Karakter manusia yang serakah inilah, yang tidak pernah puas inilah, yang sesungguhnya ingin dididik, ingin ditarbiyah oleh puasa Ramadan. Makanya ketika kita memasuki Ramadan, kita ibaratnya orang yang sedang disiapkan masuk ke sebuah madrasah, sebuah sekolah, madrasatunnafs, madrasah jiwa. Kita sedang diajak oleh Allah kembali melihat diri kita, mempelajari diri kita. Karena di dalam puasa Ramadan itu kita sesungguhnya sedang diajari oleh Allah bagaimana mengendalikan diri.
Maka sesungguhnya puasa tidak sebatas hanya menahan lapar, menahan dahaga pada siang hari Ramadan. Karena itu sesungguhnya manusia gampang melakukannya. Tapi di balik makan dan minum itu, sebenarnya ada yang lebih besar lagi. Yaitu manusia dituntut untuk mengembalikan dirinya sebagai makhluk rohani, makhluk yang berasal dari Allah, bukan makhluk fisik. Fisik inilah sesungguhnya yang mendorong kita untuk tidak pernah puas dengan apa yang kita punya. Fisik inilah sesungguhnya yang mendorong kita untuk tidak pernah merasa cukup dengan kenikmatan-kenikmatan yang kita peroleh sehingga kita tidak pernah mengenal titik henti.
Tapi manakala kita kembali pada otentisitas kita sebagai manusia, makhluk rohani, kepuasan makhluk rohani bukan pada pemenuhan makan, dan minum. Kepuasan rohani itu terjadi manakala orang bisa menghubungkan jiwanya dengan Allah. Manakala orang bisa berkomunikasi dengan Allah. Manakala orang bisa beribadah kepada Allah sehingga dia merasakan kedekatan dengan Allah Swt. Pada saat kita dekat dengan Allah, maka Allah akan mengawasi kita. Pada titik itulah kita menjadi orang yang mampu mengendalikan hawa nafsu kita.

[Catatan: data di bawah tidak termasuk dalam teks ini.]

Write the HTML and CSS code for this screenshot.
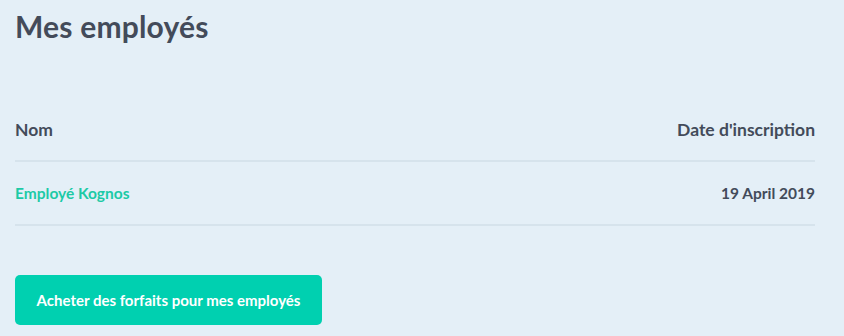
FILE: index.html
```html
<!DOCTYPE html>
<html lang="fr">
<head>
<meta charset="utf-8">
<link rel="stylesheet" href="styles.css">
</head>
<body>
<main class="page">
  <h1 class="title">Mes employés</h1>
  <table class="table">
    <thead>
      <tr><th class="left">Nom</th><th class="right">Date d'inscription</th></tr>
    </thead>
    <tbody>
      <tr><td class="left name">Employé Kognos</td><td class="right date">19 April 2019</td></tr>
    </tbody>
  </table>
  <button class="btn">Acheter des forfaits pour mes employés</button>
</main>
</body>
</html>
```
FILE: styles.css
```css
html, body { margin: 0; padding: 0; }
body {
  background: #e4eff7;
  font-family: Lato, "Open Sans", sans-serif;
  color: #434b5a;
  width: 844px;
  height: 336px;
  overflow: hidden;
}
.page { padding: 0 29px 0 15px; }
.title {
  margin: 0;
  padding-top: 8px;
  font-size: 30px;
  font-weight: 700;
  line-height: 36px;
  letter-spacing: 0.2px;
}
.table {
  width: 100%;
  border-collapse: collapse;
  margin-top: 66px;
}
.table th {
  font-size: 17.5px;
  font-weight: 700;
  padding: 10px 0 20px;
  border-bottom: 2px solid #d6e3ec;
  line-height: 20px;
}
.table td {
  font-size: 15.5px;
  font-weight: 700;
  padding: 22px 0 22px;
  border-bottom: 2px solid #d6e3ec;
  line-height: 18px;
}
.left { text-align: left; }
.right { text-align: right; }
.name { color: #1ccaa6; }
.date { color: #434b5a; }
.btn {
  margin-top: 49px;
  background: #00d0b0;
  border: none;
  border-radius: 5px;
  color: #fff;
  font-family: Lato, "Open Sans", sans-serif;
  font-weight: 700;
  font-size: 15px;
  width: 307px;
  height: 50px;
  padding: 0;
}
```
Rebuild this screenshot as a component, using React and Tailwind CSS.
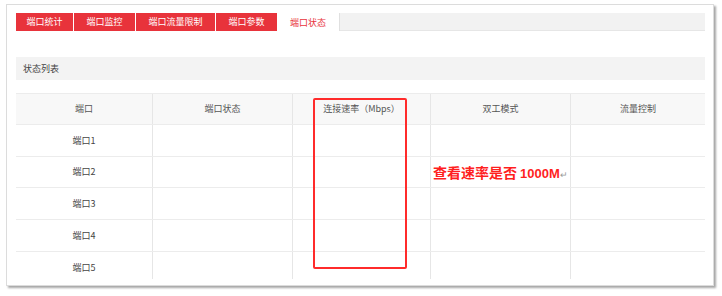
const font = { fontFamily: '"Noto Sans CJK SC", "Noto Sans", sans-serif' };

const tabs = [
  { label: "端口统计", w: "w-[57px]" },
  { label: "端口监控", w: "w-[61px]" },
  { label: "端口流量限制", w: "w-[79px]" },
  { label: "端口参数", w: "w-[61px]" },
];

const cols = [
  { label: "端口", w: "w-[136px]" },
  { label: "端口状态", w: "w-[140px]" },
  { label: "连接速率（Mbps）", w: "w-[138px]" },
  { label: "双工模式", w: "w-[140px]" },
  { label: "流量控制", w: "w-[135px]" },
];

// row heights follow the screenshot (last one is cut short)
const rows = [
  { label: "端口1", h: "h-[32px]", pad: "" },
  { label: "端口2", h: "h-[31px]", pad: "" },
  { label: "端口3", h: "h-[32px]", pad: "" },
  { label: "端口4", h: "h-[32px]", pad: "" },
  { label: "端口5", h: "h-[27px]", pad: "pt-[4px]" },
];

export default function App() {
  return (
    <div
      className="relative w-[722px] h-[296px] bg-white pl-[6px] pt-[4px] text-[#555]"
      style={font}
    >
      <div className="w-[708px] h-[282px] bg-white border border-[#dcdcdc] shadow-[2px_2px_2px_rgba(0,0,0,0.35)] pl-[9px] pr-[8px] pt-[8px] overflow-hidden">
        {/* tabs */}
        <div className="flex h-[18px] gap-px">
          {tabs.map((t) => (
            <div
              key={t.label}
              className={`${t.w} bg-[#e8333b] text-white text-[9px] leading-[18px] text-center`}
            >
              {t.label}
            </div>
          ))}
          <div className="w-[63px] -ml-px bg-white border-r border-[#e0e0e0] text-[#e8333b] text-[9px] leading-[20px] text-center">
            端口状态
          </div>
          <div className="flex-1 -ml-px bg-[#f2f2f2] border-b border-[#e6e6e6]" />
        </div>

        {/* section header */}
        <div className="mt-[26px] h-[23px] bg-[#f3f3f3] pl-[7px] text-[9px] leading-[23px] text-[#444]">
          状态列表
        </div>

        {/* table */}
        <div className="mt-[13px]">
          <div className="flex h-[32px] bg-[#f8f8f8] border-t border-b border-[#ececec]">
            {cols.map((c, i) => (
              <div
                key={c.label}
                className={`${c.w} ${i > 0 ? "border-l border-[#e6e6e6]" : ""} flex items-center justify-center text-[9px] text-[#555]`}
              >
                {c.label}
              </div>
            ))}
          </div>
          {rows.map((r, ri) => (
            <div
              key={r.label}
              className={`flex ${r.h} ${ri < rows.length - 1 ? "border-b border-[#ececec]" : ""}`}
            >
              {cols.map((c, i) => (
                <div
                  key={c.label}
                  className={`${c.w} ${r.pad} ${i > 0 ? "border-l border-[#e6e6e6]" : ""} flex items-center justify-center text-[9px] text-[#444]`}
                >
                  {i === 0 ? r.label : ""}
                </div>
              ))}
            </div>
          ))}
        </div>
      </div>

      {/* annotation */}
      <div className="absolute left-[313px] top-[98px] w-[94px] h-[171px] border-2 border-[#ff2b2b] rounded-[2px]" />
      <div className="absolute left-[433px] top-[162px] flex items-baseline whitespace-nowrap text-[#ff1f1f] font-bold">
        <span className="text-[14px]">查看速率是否</span>
        <span
          className="ml-[3px] text-[13px]"
          style={{ fontFamily: '"Liberation Sans", Arial, sans-serif' }}
        >
          1000M
        </span>
        <span className="text-[9px] font-normal text-[#999]">↵</span>
      </div>
    </div>
  );
}
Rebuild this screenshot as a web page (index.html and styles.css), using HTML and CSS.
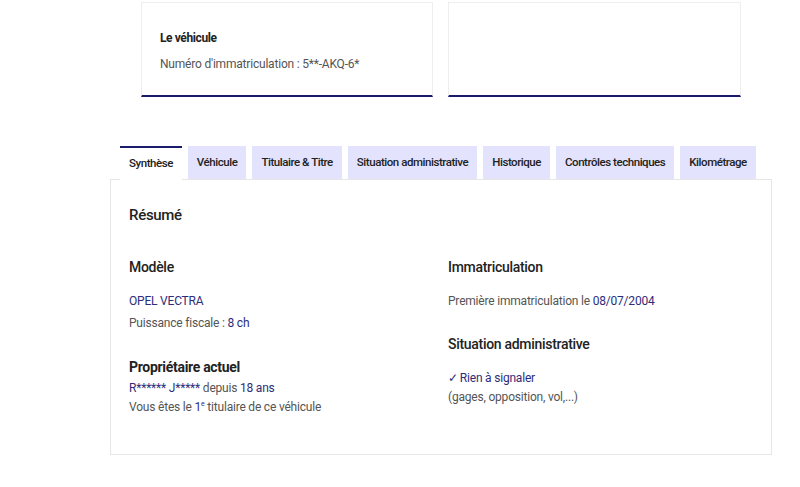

Mari kita sambut Ramadan ini dengan penuh suka cita, membangun komitmen dalam diri untuk menjadikan Ramadan sebagai tarbiyatunnafs. Mendidik kita kembali menjadi manusia yang otentik, menjadi manusia rohani, bukan manusia fisik semata. Tapi manusia rohani yang kenikmatannya adalah pada saat dia bisa dekat dengan Allah Swt. mudah-mudahan dapat menjadi renungan untuk kita.
Wassalaamu’alaikum warahmatullaahi wabarakaatuh.